Minimax Optimality in Online Learning under Logarithmic Loss with Parametric Constant Experts
- Author(s): Hedayati, Fares
- Advisor(s): Bartlett, Peter L
- et al.
We study online prediction of individual sequences under logarithmic loss with parametric experts. The goal is to predict a sequence of outcomes, revealed one at a time, almost as well as a set of experts. At round t, the forecaster's prediction takes the form of a conditional probability density. The loss that the forecaster suffers at that round is the negative log of the conditional probability of the outcome revealed after the forecaster's prediction. The performance of the prediction strategy is measured relative to the best in a reference set of experts, a parametric class of i.i.d distributions. The difference between the accumulated loss of the prediction strategy and the best expert in the reference set is called the regret. We focus on the minimax regret, which is the regret of the strategy with the minimum of the worst-case regret over outcome sequences.
The minimax regret is achieved by the normalized maximum likelihood (NML) strategy. This strategy knows the length of the sequence in advance and the probability it assigns to each sequence is proportional to the maximum likelihood of the sequence. Conditionals are computed at each round by marginalization which is very costly for NML. Due to this drawback, much focus has been given to alternative strategies such as sequential normalized maximum likelihood (SNML) and Bayesian strategies. The conditional probability that SNML assigns to the next outcome is proportional to the maximum likelihood of the data seen so far and the next outcome.
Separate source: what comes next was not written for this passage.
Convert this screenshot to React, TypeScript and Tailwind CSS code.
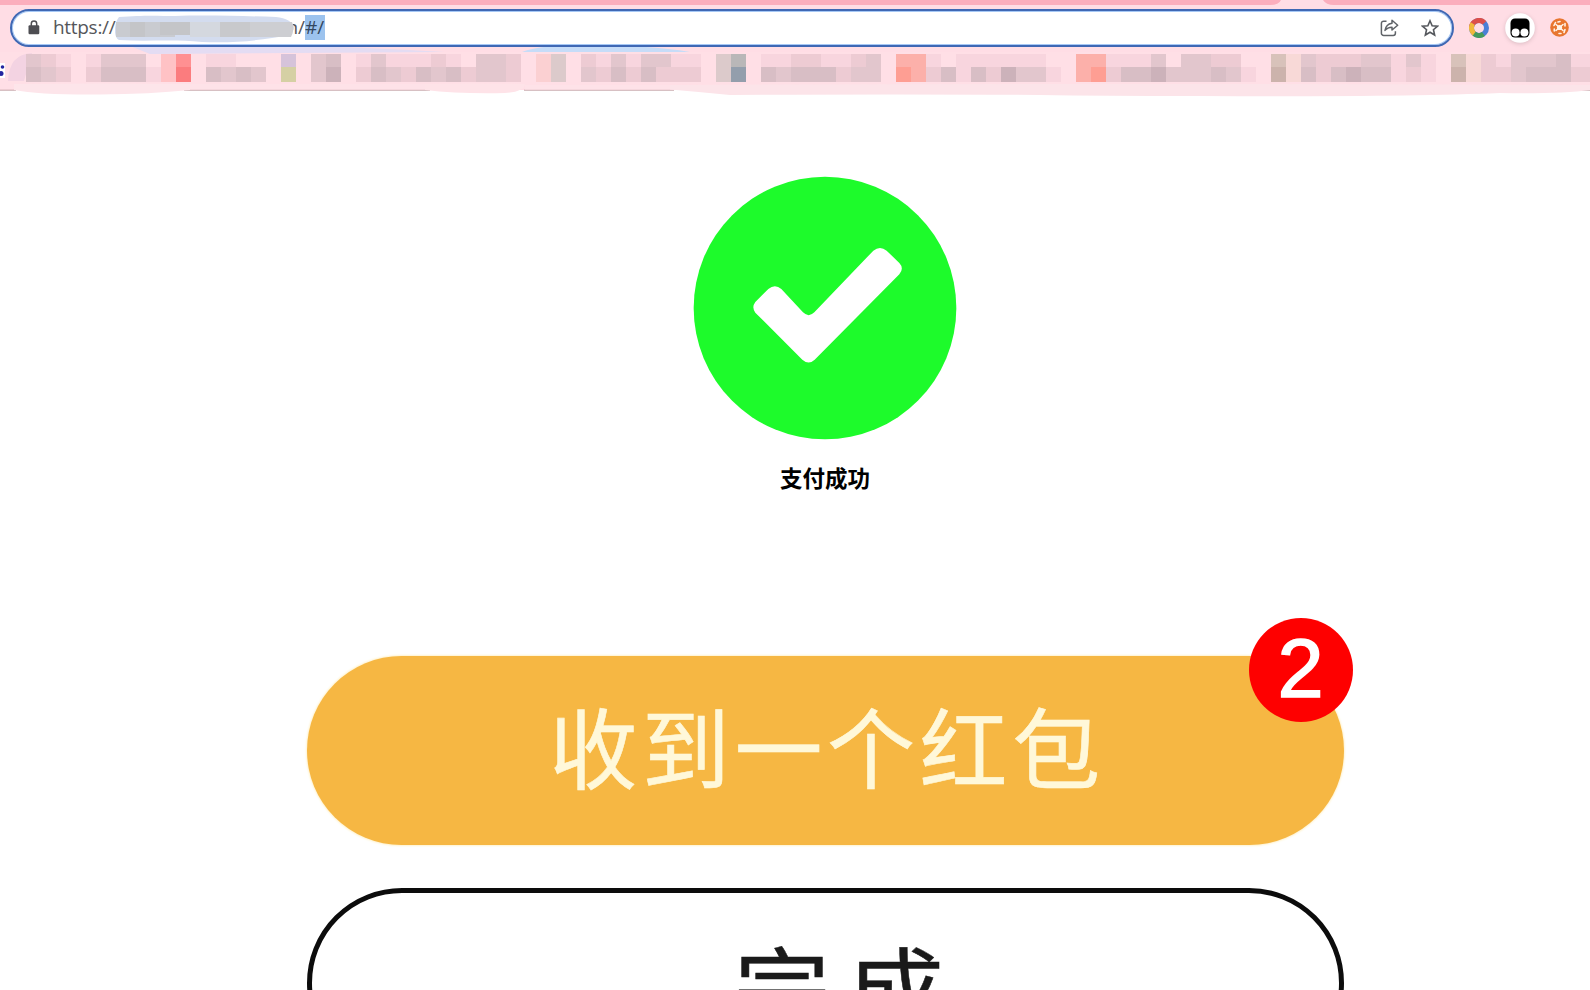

We investigate conditions that lead to optimality of SNML and Bayesian strategies. A major part of this thesis is dedicated to showing that optimality of SNML and optimality of a certain Bayesian strategy, namely the Bayesian strategy under Jeffreys prior are equivalent to each other, i.e. if SNML is optimal, then so is the Bayesian strategy under Jeffreys prior and if the Bayesian strategy under the Jeffreys prior is optimal then so is SNML. Note that Jeffreys prior in parametric families is proportional to the square root of the determinant of the Fisher information. Furthermore we show that optimality of SNML happens if and only if the joint distribution on sequences defined by SNML is exchangeable, i.e. the probability that SNML assigns to any sequence is invariant under any permutation of the sequence. These results are proven for exponential families and any parametric family for which the maximum likelihood estimator is asymptotically normal. The most important implication of these results is that when SNML-exchangeability holds NML becomes horizon-independent, and it could be either calculated through a Bayesian update with Jeffreys prior or through a one step-ahead maximum likelihood calculation as in SNML. Another major part of this thesis is focused on showing that SNML-exchangeabilty holds for a large class of one-dimensional exponential family distributions, namely for Gaussian, the gamma, and the Tweedie exponential family of order 3/2, and any one-to-one transformation of them and that it cannot hold for other one-dimensional exponential family distributions.
Finally in this thesis we investigate horizon-dependent priors when Jeffreys prior is not optimal. Only Jeffreys prior can make a Bayesian strategy optimal. This means that if Jeffreys prior is not optimal then nor is any other prior, except for possibly a horizon-dependent prior. This is because if there does not exist a prior that can make the Bayesian strategy optimal for all horizons then the only possibilities are priors that depend on the horizon of the game. We investigate the behavior of a natural horizon-dependent prior called the NML prior. We show that the NML prior converges in distribution to Jeffreys prior, which makes it asymptotically optimal, but not necessarily optimal for an arbitrary horizon. Furthermore we show that there are exactly three families, namely Gaussian, gamma and inverse Gaussian, where the NML prior is equal to Jeffreys prior and hence horizon-independent. Two of these families namely gamma and Gaussian have optimal NML prior. We also investigate the problem of finding an optimal horizon-dependent prior for online binary prediction with Bernoulli experts. We could not solve this problem, but we describe insights gained from our investigation and possible directions that researchers can take in tackling this open problem.